Problem to work on> Exactly retype the lines from the top of the data through the line containing "number; lines: Line[]", leaving out every picture.

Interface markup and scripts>
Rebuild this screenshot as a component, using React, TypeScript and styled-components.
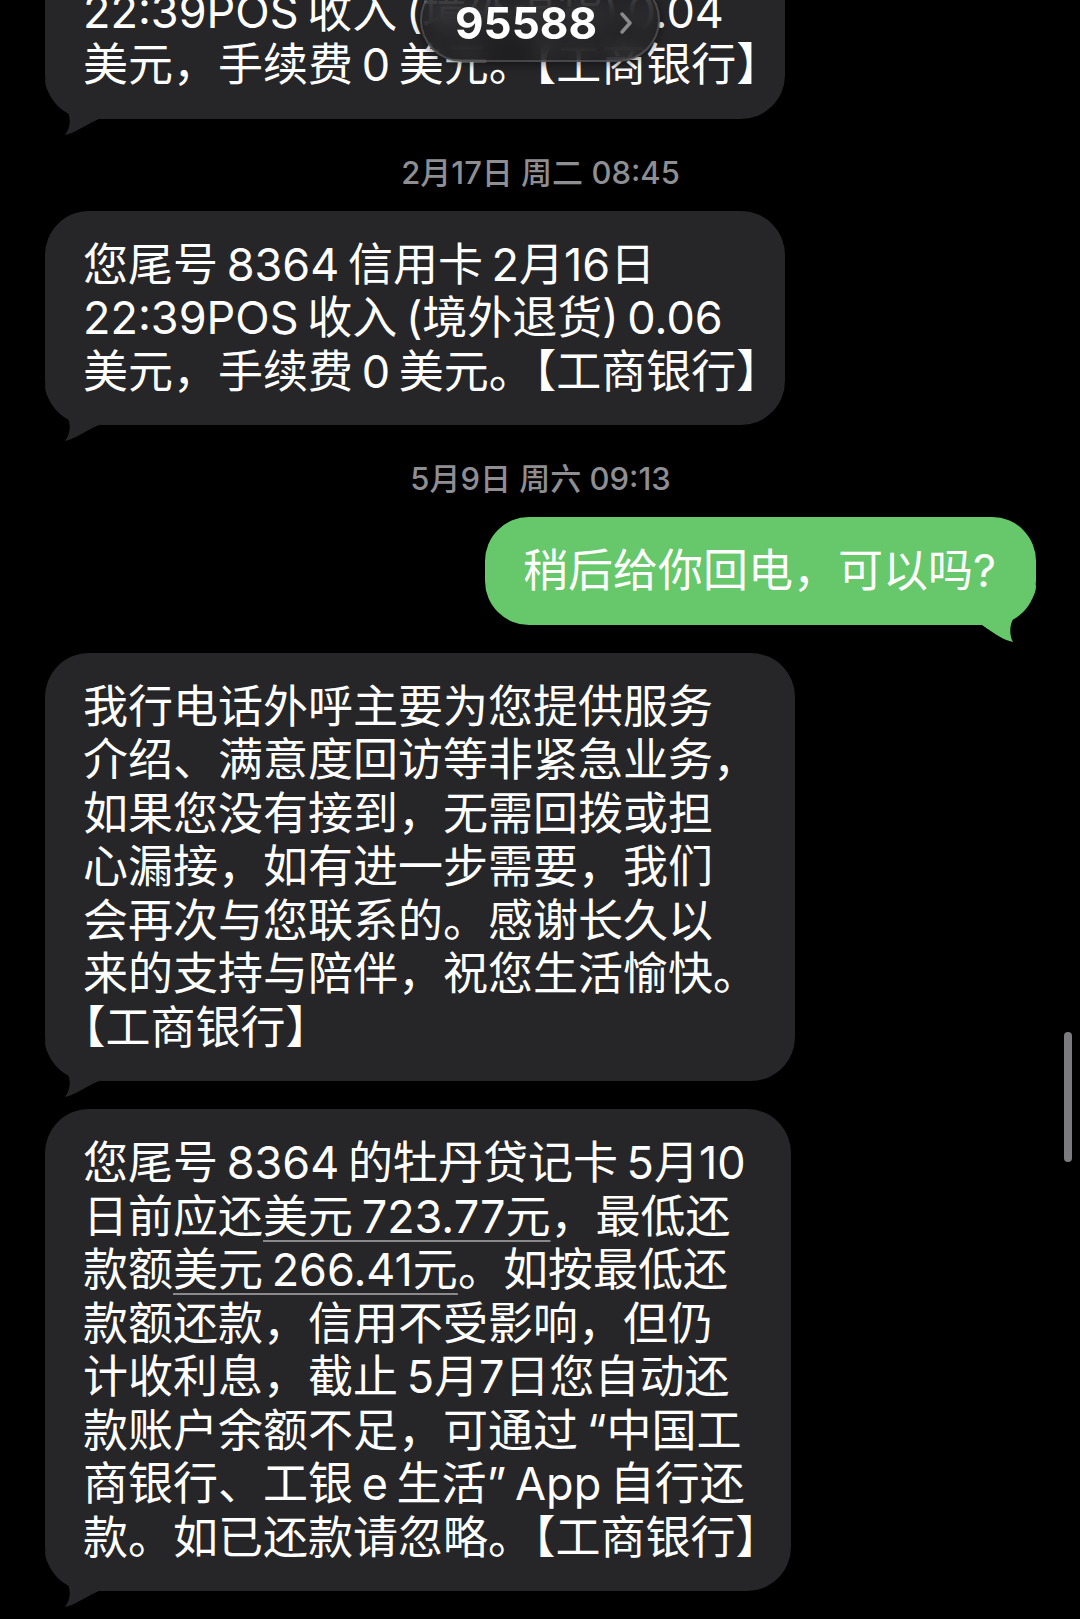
import React from "react";
import styled, { createGlobalStyle } from "styled-components";

const GlobalStyle = createGlobalStyle`
  html, body {
    margin: 0;
    padding: 0;
    background: #000;
    overflow: hidden;
  }
  body {
    font-family: Inter, "Noto Sans CJK SC", sans-serif;
  }
`;

type Line = React.ReactNode;

type Message =
  | { kind: "time"; text: string }
  | { kind: "in" | "out"; width: number; lines: Line[] };

const Money = styled.span`
  text-decoration: underline;
  text-decoration-color: #8a8a8c;
  text-decoration-thickness: 2px;
  text-underline-offset: 7px;
`;

const messages: Message[] = [
  {
    kind: "in",
    width: 740,
    lines: [
      "您尾号 8364 信用卡 2月16日",
      "22:39POS 收入 (境外退货) 0.04",
      "美元，手续费 0 美元。【工商银行】",
    ],
  },
  { kind: "time", text: "2月17日 周二 08:45" },
  {
    kind: "in",
    width: 740,
    lines: [
      "您尾号 8364 信用卡 2月16日",
      "22:39POS 收入 (境外退货) 0.06",
      "美元，手续费 0 美元。【工商银行】",
    ],
  },
  { kind: "time", text: "5月9日 周六 09:13" },
  { kind: "out", width: 551, lines: ["稍后给你回电，可以吗?"] },
  {
    kind: "in",
    width: 750,
    lines: [
      "我行电话外呼主要为您提供服务",
      "介绍、满意度回访等非紧急业务，",
      "如果您没有接到，无需回拨或担",
      "心漏接，如有进一步需要，我们",
      "会再次与您联系的。感谢长久以",
      "来的支持与陪伴，祝您生活愉快。",
      "【工商银行】",
    ],
  },
  {
    kind: "in",
    width: 746,
    lines: [
      "您尾号 8364 的牡丹贷记卡 5月10",
      <>
        日前应还<Money>美元 723.77元</Money>，最低还
      </>,
      <>
        款额<Money>美元 266.41元</Money>。如按最低还
      </>,
      "款额还款，信用不受影响，但仍",
      "计收利息，截止 5月7日您自动还",
      "款账户余额不足，可通过 “中国工",
      "商银行、工银 e 生活” App 自行还",
      "款。如已还款请忽略。【工商银行】",
    ],
  },
];

const InTail = () => (
  <TailSvg $side="left" width="80" height="60" viewBox="0 0 80 60">
    <path
      d="M0 0 C0 14 10 22 18 27 C25 32 28 46 20 56 C30 54 40 46 54 40 L80 40 L80 0 Z"
      fill="#262628"
    />
  </TailSvg>
);

const OutTail = () => (
  <TailSvg $side="right" width="80" height="60" viewBox="0 0 80 60">
    <path
      d="M80 0 C80 14 70 20 62 27 C54 35 52 48 57 57 C48 55 40 50 26 40 L0 40 L0 0 Z"
      fill="#66c86a"
    />
  </TailSvg>
);

const App = () => {
  return (
    <Screen>
      <GlobalStyle />
      <Thread>
        {messages.map((m, i) =>
          m.kind === "time" ? (
            <Stamp key={i}>{m.text}</Stamp>
          ) : (
            <Bubble key={i} $width={m.width} $sent={m.kind === "out"}>
              {m.kind === "out" ? <OutTail /> : <InTail />}
              <Text>
                {m.lines.map((l, j) => (
                  <TextLine key={j}>{l}</TextLine>
                ))}
              </Text>
            </Bubble>
          ),
        )}
      </Thread>

      <SenderPill>
        <SenderNumber>95588</SenderNumber>
        <svg width="14" height="24" viewBox="0 0 14 24">
          <path
            d="M3 3 L11 12 L3 21"
            fill="none"
            stroke="#8a8a8c"
            strokeWidth="3.5"
            strokeLinecap="round"
            strokeLinejoin="round"
          />
        </svg>
      </SenderPill>

      <ScrollThumb />
    </Screen>
  );
};

export default App;

const Screen = styled.div`
  position: relative;
  width: 1080px;
  height: 1619px;
  overflow: hidden;
  background: #000;
`;

/* the thread is scrolled: the first bubble starts above the top edge */
const Thread = styled.div`
  display: flex;
  flex-direction: column;
  margin-top: -96px;
  padding: 0 44px 0 45px;
`;

const Stamp = styled.div`
  padding: 34px 0 18px;
  text-align: center;
  font-size: 31px;
  line-height: 40px;
  font-weight: 500;
  color: #8e8e93;
`;

const Bubble = styled.div<{ $width: number; $sent?: boolean }>`
  position: relative;
  box-sizing: border-box;
  width: ${(p) => p.$width}px;
  padding: 27px 34px 27px 38px;
  border-radius: 44px;
  align-self: ${(p) => (p.$sent ? "flex-end" : "flex-start")};
  background: ${(p) => (p.$sent ? "#66c86a" : "#262628")};
  color: #fff;

  & + & {
    margin-top: 28px;
  }
`;

const TailSvg = styled.svg<{ $side: "left" | "right" }>`
  position: absolute;
  bottom: -20px;
  ${(p) => p.$side}: 0;
`;

const Text = styled.div`
  position: relative;
  font-size: 45px;
  line-height: 53.5px;
  word-spacing: -4px;
  text-spacing-trim: trim-start;
`;

const TextLine = styled.div`
  white-space: nowrap;
`;

const SenderPill = styled.div`
  position: absolute;
  left: 420px;
  top: -22px;
  width: 240px;
  height: 84px;
  box-sizing: border-box;
  display: flex;
  align-items: center;
  justify-content: center;
  gap: 22px;
  padding: 6px 0 0 8px;
  border-radius: 42px;
  border: 2px solid rgba(140, 140, 145, 0.35);
  background: rgba(30, 30, 32, 0.8);
  backdrop-filter: blur(10px);
  box-shadow: 0 2px 10px rgba(0, 0, 0, 0.5);
`;

const SenderNumber = styled.span`
  font-family: Inter, "Liberation Sans", sans-serif;
  font-size: 44px;
  font-weight: 700;
  line-height: 1;
  color: #fff;
`;

const ScrollThumb = styled.div`
  position: absolute;
  right: 8px;
  top: 1032px;
  width: 8px;
  height: 130px;
  border-radius: 4px;
  background: #7b7b7d;
`;
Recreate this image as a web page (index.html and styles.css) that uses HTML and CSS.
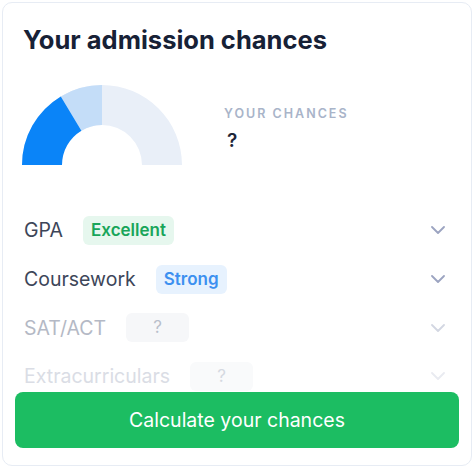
FILE: index.html
```html
<!DOCTYPE html>
<html lang="en">
<head>
  <meta charset="UTF-8">
  <title>Your admission chances</title>
  <link rel="stylesheet" href="styles.css">
</head>
<body>

  <div class="card">
    <h1>Your admission chances</h1>

    <div class="summary">
      <svg class="gauge" width="162" height="81" viewBox="0 0 162 81">
        <!-- pale track, light segment, strong segment -->
        <path d="M1 81 A80 80 0 0 1 161 81 L121 81 A40 40 0 0 0 41 81 Z" fill="#e9eff8"/>
        <path d="M81 1 L81 41 A40 40 0 0 0 60.4 46.7 L39.8 12.4 A80 80 0 0 1 81 1 Z" fill="#c4ddf8"/>
        <path d="M1 81 A80 80 0 0 1 39.8 12.4 L60.4 46.7 A40 40 0 0 0 41 81 Z" fill="#0a84f8"/>
      </svg>
      <div class="chances">
        <div class="label">Your chances</div>
        <div class="value">?</div>
      </div>
    </div>

    <ul class="factors">
      <li>
        <span class="name">GPA</span>
        <span class="badge green">Excellent</span>
        <svg class="chevron" width="14" height="8" viewBox="0 0 14 8"><path d="M1 1 L7 7 L13 1" fill="none" stroke="currentColor" stroke-width="1.8" stroke-linecap="round" stroke-linejoin="round"/></svg>
      </li>
      <li>
        <span class="name">Coursework</span>
        <span class="badge blue">Strong</span>
        <svg class="chevron" width="14" height="8" viewBox="0 0 14 8"><path d="M1 1 L7 7 L13 1" fill="none" stroke="currentColor" stroke-width="1.8" stroke-linecap="round" stroke-linejoin="round"/></svg>
      </li>
      <li class="faded">
        <span class="name">SAT/ACT</span>
        <span class="badge empty">?</span>
        <svg class="chevron" width="14" height="8" viewBox="0 0 14 8"><path d="M1 1 L7 7 L13 1" fill="none" stroke="currentColor" stroke-width="1.8" stroke-linecap="round" stroke-linejoin="round"/></svg>
      </li>
      <li class="faded more">
        <span class="name">Extracurriculars</span>
        <span class="badge empty">?</span>
        <svg class="chevron" width="14" height="8" viewBox="0 0 14 8"><path d="M1 1 L7 7 L13 1" fill="none" stroke="currentColor" stroke-width="1.8" stroke-linecap="round" stroke-linejoin="round"/></svg>
      </li>
    </ul>

    <button class="calc">Calculate your chances</button>
  </div>

</body>
</html>
```

FILE: styles.css
```css
* { box-sizing: border-box; margin: 0; padding: 0; }

body {
  font-family: 'Inter', 'Noto Sans', sans-serif;
  background: #fff;
  color: #172136;
}

.card {
  margin: 2px;
  width: 470px;
  height: 464px;
  border: 1px solid #e7ecf4;
  border-radius: 10px;
  padding: 20px 12px 0 12px;
  overflow: hidden;
}

h1 {
  font-size: 25.5px;
  font-weight: 700;
  color: #172136;
  padding-left: 8px;
  line-height: 34px;
}

.summary {
  display: flex;
  align-items: flex-start;
  padding-left: 6px;
  margin-top: 27px;
}

.gauge {
  display: block;
  flex-shrink: 0;
}

.chances {
  margin-left: 41px;
  padding-top: 22px;
}

.chances .label {
  font-size: 12.5px;
  font-weight: 600;
  letter-spacing: 2px;
  text-transform: uppercase;
  color: #a9b4c9;
}

.chances .value {
  font-size: 19px;
  font-weight: 600;
  margin-top: 8px;
  padding-left: 3px;
  color: #1e2638;
}

.factors {
  list-style: none;
  margin-top: 41px;
  padding: 0 9px;
}

.factors li {
  display: flex;
  align-items: center;
  height: 48.7px;
}

.factors .name {
  font-size: 19.5px;
  color: #3d4659;
  margin-right: 20px;
}

.badge {
  font-size: 17px;
  font-weight: 600;
  padding: 4px 8px;
  border-radius: 6px;
  line-height: 21px;
}

.badge.green {
  background: #e6f7ee;
  color: #18a55a;
}

.badge.blue {
  background: #e7f2fe;
  color: #3c90f0;
}

.badge.empty {
  background: #f6f7f9;
  color: #b9bfcb;
  font-weight: 400;
  width: 63px;
  text-align: center;
}

.chevron {
  margin-left: auto;
  margin-right: 5px;
  color: #9ca4c1;
}

.factors li.faded .name { color: #b4b9c5; }
.factors li.faded .chevron { color: #d3d7e2; }
.factors li.more .name { color: #dadde5; }
.factors li.more .badge { background: #f9fafb; color: #d5d9e1; }
.factors li.more .chevron { color: #e9ebf1; }

.calc {
  display: block;
  width: 100%;
  height: 56px;
  margin-top: -9px;
  position: relative;
  background: #1cbd62;
  color: #fff;
  border: none;
  border-radius: 8px;
  font-family: inherit;
  font-size: 19.5px;
  cursor: pointer;
}
```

Output for this task>
Rebuild this screenshot as a component, using React, TypeScript and styled-components.
import React from "react";
import styled, { createGlobalStyle } from "styled-components";

const GlobalStyle = createGlobalStyle`
  html, body {
    margin: 0;
    padding: 0;
    background: #000;
    overflow: hidden;
  }
  body {
    font-family: Inter, "Noto Sans CJK SC", sans-serif;
  }
`;

type Line = React.ReactNode;

type Message =
  | { kind: "time"; text: string }
  | { kind: "in" | "out"; width: number; lines: Line[] };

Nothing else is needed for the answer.